Für eine Gruppe fehlen weiterhin verwertbare Daten: für Patientinnen und Patienten mit hochaktiver RRMS, die bereits eine vollständige Vorbehandlung (mindestens 1 Jahr) mit Beta-Interferonen (IFN-ß 1a) erhalten haben. Die vom Hersteller erneut angeführten Ergebnisse eines indirekten Vergleichs sind weiterhin nicht geeignet, da die Patientinnen und Patienten in den Studien zur zweckmäßigen Vergleichstherapie zum großen Teil nicht vollständig vorbehandelt worden waren.

Insgesamt zeigt die aktuelle Bewertung für rund zwei Drittel aller Patientinnen und Patienten, für deren Behandlung Fingolimod 2011 zugelassen wurde (als Mittel der 1. Wahl für den (hoch-) aktiven schubförmigen Verlauf der MS, siehe Multiple Sklerose behandeln auf AMSEL.DE), einen Zusatznutzen. Sie bezieht sich allerdings allein auf das Anwendungsgebiet der Erstzulassung von 2011, nicht auf die 2014 ebenfalls zugelassene sowie gemäß AMNOG bewertete Indikation "hochaktive RRMS mit anderen Vorbehandlungen als Beta-Interferon".

Diese Dossierbewertung ist Teil der frühen Nutzenbewertung gemäß Arzneimittelmarktneuordnungsgesetz (AMNOG), die der G-BA verantwortet. Nach Publikation der Dossierbewertung führt der G-BA ein Stellungnahmeverfahren durch und fasst einen abschließenden Beschluss über das Ausmaß des Zusatznutzens.

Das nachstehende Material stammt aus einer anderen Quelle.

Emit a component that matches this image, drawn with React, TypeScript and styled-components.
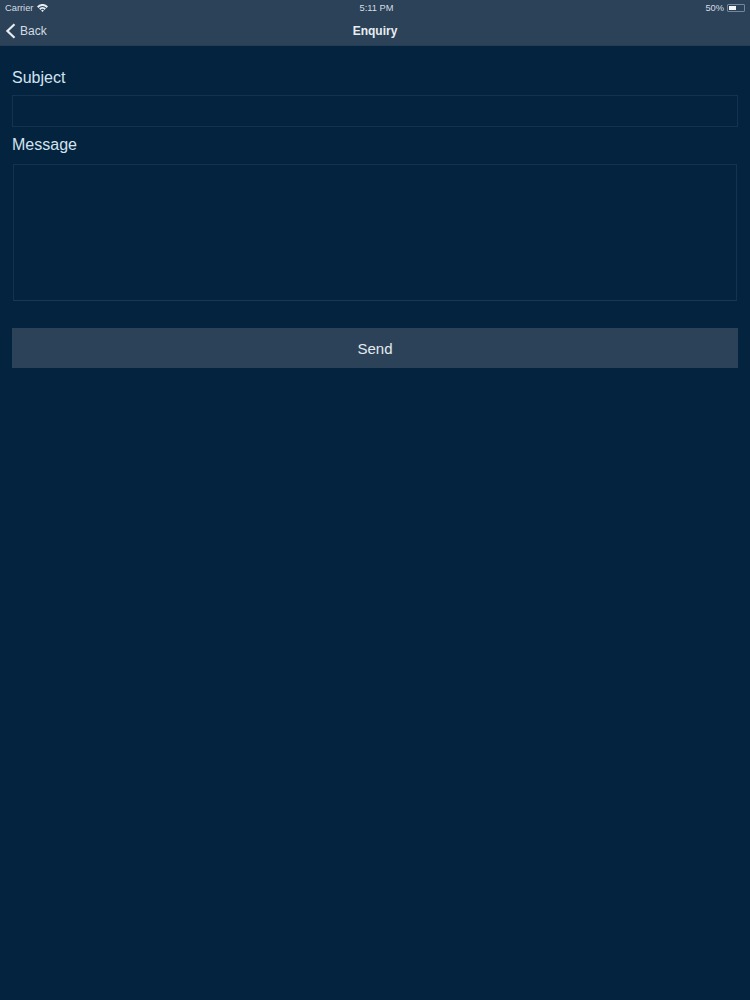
import styled, { createGlobalStyle } from "styled-components";

const GlobalStyle = createGlobalStyle`
  html, body {
    margin: 0;
    padding: 0;
    background: #03233f;
  }
  * {
    box-sizing: border-box;
  }
`;

export default function App() {
  return (
    <Page>
      <GlobalStyle />
      <Header>
        <StatusBar>
          <StatusLeft>
            Carrier
            <svg width="11" height="8" viewBox="0 0 11 8">
              <path d="M0 2.4 A7.4 7.4 0 0 1 11 2.4 L9.6 3.9 A5.5 5.5 0 0 0 1.4 3.9 Z" fill="#e6ecf1" />
              <path d="M2.1 4.6 A4.5 4.5 0 0 1 8.9 4.6 L7.6 5.9 A2.8 2.8 0 0 0 3.4 5.9 Z" fill="#e6ecf1" />
              <path d="M4.1 6.6 A1.8 1.8 0 0 1 6.9 6.6 L5.5 8 Z" fill="#e6ecf1" />
            </svg>
          </StatusLeft>
          <Clock>5:11 PM</Clock>
          <StatusRight>
            50%
            <Battery>
              <BatteryFill />
            </Battery>
          </StatusRight>
        </StatusBar>
        <NavBar>
          <BackLink>
            <svg width="11" height="16" viewBox="0 0 11 16">
              <path d="M9.5 1.2 L2.4 8 L9.5 14.8" fill="none" stroke="#e8edf1" strokeWidth="2.2" />
            </svg>
            Back
          </BackLink>
          <Title>Enquiry</Title>
        </NavBar>
      </Header>
      <Form>
        <Label>Subject</Label>
        <SubjectBox />
        <MessageLabel>Message</MessageLabel>
        <MessageBox />
        <SendButton>Send</SendButton>
      </Form>
    </Page>
  );
}

const Page = styled.div`
  width: 750px;
  height: 1000px;
  overflow: hidden;
  background: #03233f;
  font-family: "Liberation Sans", Arial, sans-serif;
`;

const Header = styled.header`
  height: 46px;
  background: #2b4259;
  border-bottom: 1px solid #263c53;
`;

const StatusBar = styled.div`
  height: 15px;
  padding: 0 5px;
  display: grid;
  grid-template-columns: 1fr auto 1fr;
  align-items: center;
  font-size: 9.3px;
  color: #d5dde4;
`;

const StatusLeft = styled.div`
  display: flex;
  align-items: center;
  gap: 4px;
`;

const Clock = styled.div`
  padding-left: 3px;
`;

const StatusRight = styled.div`
  display: flex;
  align-items: center;
  justify-content: flex-end;
  gap: 3px;
`;

const Battery = styled.div`
  width: 18px;
  height: 8px;
  padding: 1px;
  border: 1px solid #75869a;
  border-radius: 1px;
`;

const BatteryFill = styled.div`
  width: 50%;
  height: 100%;
  background: #f2f5f7;
`;

const NavBar = styled.div`
  position: relative;
  height: 30px;
  padding-top: 2px;
  display: flex;
  align-items: center;
  justify-content: center;
`;

const BackLink = styled.div`
  position: absolute;
  left: 5px;
  top: 8px;
  display: flex;
  align-items: center;
  gap: 4px;
  font-size: 12px;
  color: #d3dce3;
`;

const Title = styled.div`
  font-size: 12px;
  font-weight: 700;
  color: #e8edf1;
`;

const Form = styled.main`
  padding: 23px 12px 0;
  display: flex;
  flex-direction: column;
`;

const Label = styled.label`
  height: 18px;
  line-height: 18px;
  font-size: 16px;
  color: #d3e3ef;
`;

const MessageLabel = styled(Label)`
  margin-top: 9px;
`;

const SubjectBox = styled.div`
  height: 32px;
  margin-top: 8px;
  border: 1px solid #143352;
`;

const MessageBox = styled.div`
  height: 137px;
  margin: 10px 1px 0;
  border: 1px solid #143352;
  border-bottom-color: #1a3853;
`;

const SendButton = styled.button`
  height: 40px;
  margin-top: 27px;
  border: none;
  background: #2b4259;
  color: #e4eaef;
  font-family: inherit;
  font-size: 15px;
`;
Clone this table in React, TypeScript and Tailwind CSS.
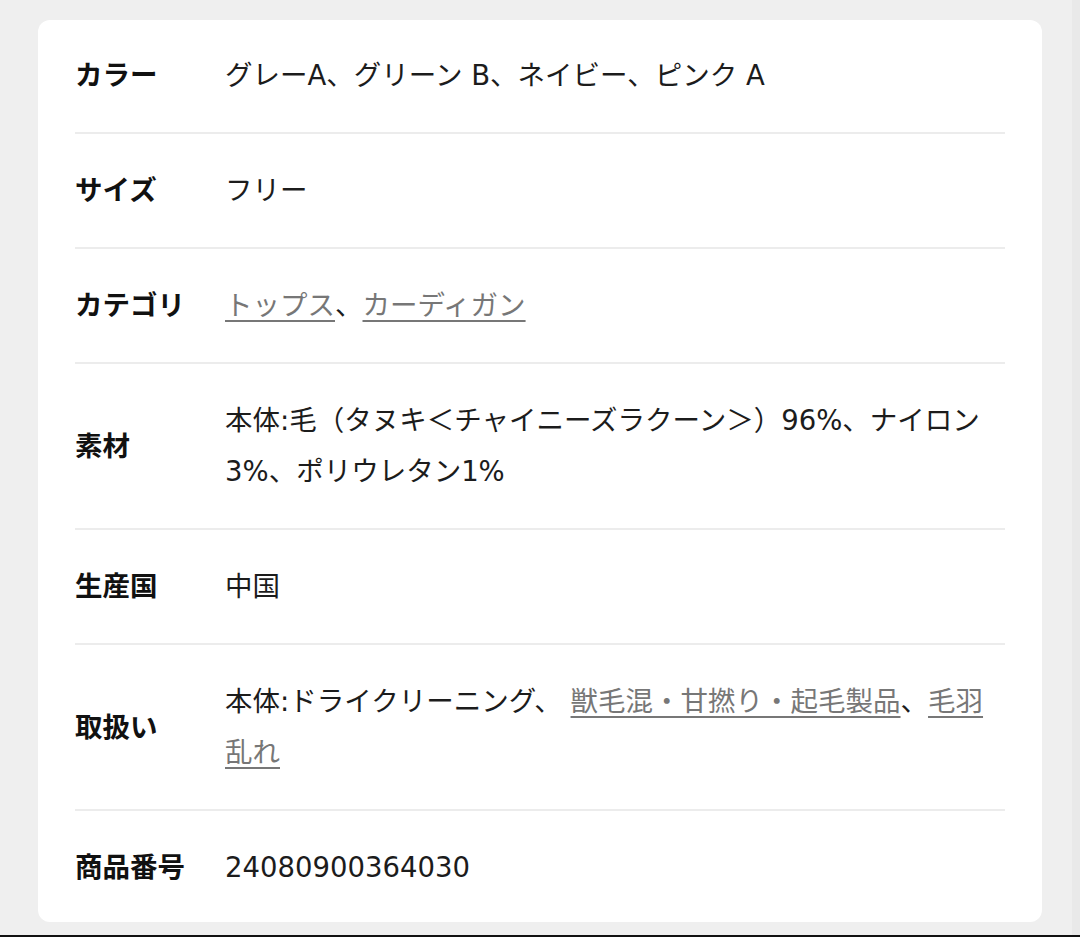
import { ReactNode } from 'react'

const font = { fontFamily: '"DejaVu Sans", "Noto Sans CJK JP", sans-serif' }

function L({ children }: { children: ReactNode }) {
  return (
    <a href="#" className="text-[#777] underline decoration-[1.5px] underline-offset-[5px]">
      {children}
    </a>
  )
}

const rows: { label: string; value: ReactNode }[] = [
  { label: 'カラー', value: 'グレーA、グリーン B、ネイビー、ピンク A' },
  { label: 'サイズ', value: 'フリー' },
  {
    label: 'カテゴリ',
    value: (
      <>
        <L>トップス</L>、<L>カーディガン</L>
      </>
    ),
  },
  { label: '素材', value: '本体:毛（タヌキ＜チャイニーズラクーン＞）96%、ナイロン3%、ポリウレタン1%' },
  { label: '生産国', value: '中国' },
  {
    label: '取扱い',
    value: (
      <>
        本体:ドライクリーニング、 <L>獣毛混・甘撚り・起毛製品</L>、<L>毛羽乱れ</L>
      </>
    ),
  },
  { label: '商品番号', value: '24080900364030' },
]

export default function App() {
  return (
    <div className="flex h-[937px] flex-col bg-[#efefef]" style={font}>
      <div className="flex flex-1">
        <div className="flex-1 pl-[38px] pt-[20px] pr-[30px]">
          <div className="rounded-[12px] bg-white px-[37px]">
            {rows.map((r, i) => (
              <div
                key={r.label}
                className={`flex items-center py-[31px] text-[27.5px] leading-[51px] ${
                  i < rows.length - 1 ? 'border-b-2 border-[#ececec]' : ''
                } ${i === 0 ? 'pt-[30px]' : ''} ${i === rows.length - 1 ? 'pb-[29px]' : ''}`}
              >
                <div className="w-[150px] shrink-0 font-bold text-[#111]">{r.label}</div>
                <div className="flex-1 text-[#1c1c1c]">{r.value}</div>
              </div>
            ))}
          </div>
        </div>
        <div className="w-[8px] bg-[#e9e9e9]" />
      </div>
      <div className="h-[2px] bg-[#111]" />
    </div>
  )
}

3. PML-Fall unter Fingolimod

Progressive multifokale Leukoenzephalopathie (PML)

PML ist eine seltene Gehirninfektion, ausgelöst durch das John-Cunningham-Virus (JCV) und mit Symptomen, die denen eines MS-Schubes ähneln können. Dies kann die Diagnose einer PML erschweren. PML kann schwere Behinderungen verursachen und sogar zum Tod führen. Verschiedene immunsuppressive MS-Therapien haben bereits diese seltene aber schwere Nebenwirkung ausgelöst.

Ob ein erneuter PML-Fall unter Fingolimod als Nebenwirkung eingeschätzt werden muss, bleibt abzuwarten. Hierbei, dem bisher 3. Fall von PML unter Fingolimod, handelt es sich um einen Patienten, der für 2,5 Jahre mit Fingolimod behandelt wurde. Er war nie mit Natalizumab behandelt worden (vornehmlich bei diesem MS-Mittel kann unter besonderen Bedingungen eine potenziell lebensgefährliche PML entstehen), nahm jedoch seit 2011 aufgrund einer chronischen Darmerkrankung (Colitis ulcerosa) orales Mesalazin (5-ASA), das wie Fingolimod immunsuppressiv wirkt.

Ende Mai 2015 kam der Patient nach fortschreitenden Mobilitäts- und Kognitionsproblemen in eine Notaufnahme und eine PML wurde diagnostiziert. Die Behandlung mit Fingolimod wurde eingestellt und der Patient mit Mefloquin und Mirtazapin behandelt. Welche Relevanz die Begleittherapie der Colitis ulcerosa hierbei spielen könnte (oder ob es auch ohne diese Zusatztherapie zu einer PML hätte kommen können), wird noch untersucht.

Bisher sind zwei PML-Fälle unter Fingolimod bei der Therapie der Multiplen Sklerose (2015) und einer bei der Neuromyelitis optica (2013) bekannt.

Quelle: Dr. Anna-Sabine Ernst, Institut für Qualität und Wirtschaftlichkeit im Gesundheitswesen (IQWiG) und IQWIG-Kurzfassung der Nutzenbewertung (Pdf), 29.06.2015; Bericht von Novartis, Juni 2015.